It's not a premium service

At best the filter bypass is a restoration of the ordinary level of service. It takes quite a stretch to call that “premium.” You can blame the collateral damage on the spammers and phishers if you like, and you can blame the plight of the New Orleans residents in the superdome on Katrina too. Just because spammers are evil doesn’t absolve the filterers from duties of care.

Anyway, your comment about the red cross is beside the point. Nobody has objected to certification — that is a premium service and go ahead and charge money for it and compete in an open market. People are objecting to an artificial per-email cost, and the precedent it implies.

Perhaps you have done this unaware of the history here. I know it well because I was one of the first to bring up the subject a decade ago before I quickly renounced it. Every month it seems somebody else comes up with the idea of putting an artificial cost on e-mail to stop spam. Often they propose it as an actual e-mail tax. People unaware of how often the idea has had to be beaten down often even trumpet it and say “what a great new idea.” Of course it’s neither new nor great, and if Goodmail’s system is adopted, we’ll see more push for artificial barriers to e-mail, including taxes.
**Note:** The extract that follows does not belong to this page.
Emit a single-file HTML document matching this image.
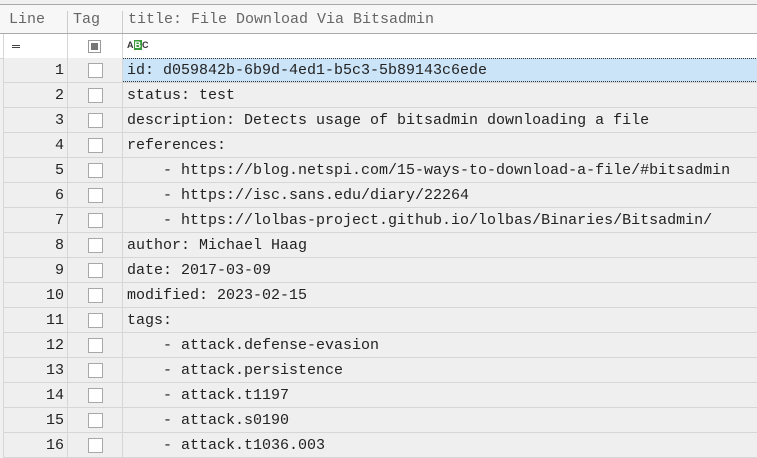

Two things would make a key difference. First, price based on the real cost, not per email sent. Complaint volume may be correlated to emails sent, but charge on the complaints, not on the regular mails. Better yet, charge for the real work — certifying.

Secondly, no kickbacks to the ISPs. The kickback to the ISP makes everybody naturally suspicious that they’re paying for delivery, not certification. And it puts the wrong incentives on ISPs. No wonder people were ready to believe that AOL would make it harder to get whitelisted for free! How will people believe AOL is really working for the user any more if they’re being paid by the mailer? The ISP should work for the user. The kickbacks also make it harder to have a free market. Why should AOL work hard to bless other certifiers who don’t kick back money or kick back less, when they get nice money from those who do?

Systems work better when the money flow reflects the duties. This doesn’t mean it’s impossible to design systems in other ways, but one must be particularly wary with email, which is arguably the most important new medium of speech in decades. We must take our freedom of speech very seriously, and take extra care in how we architect the systems of speech.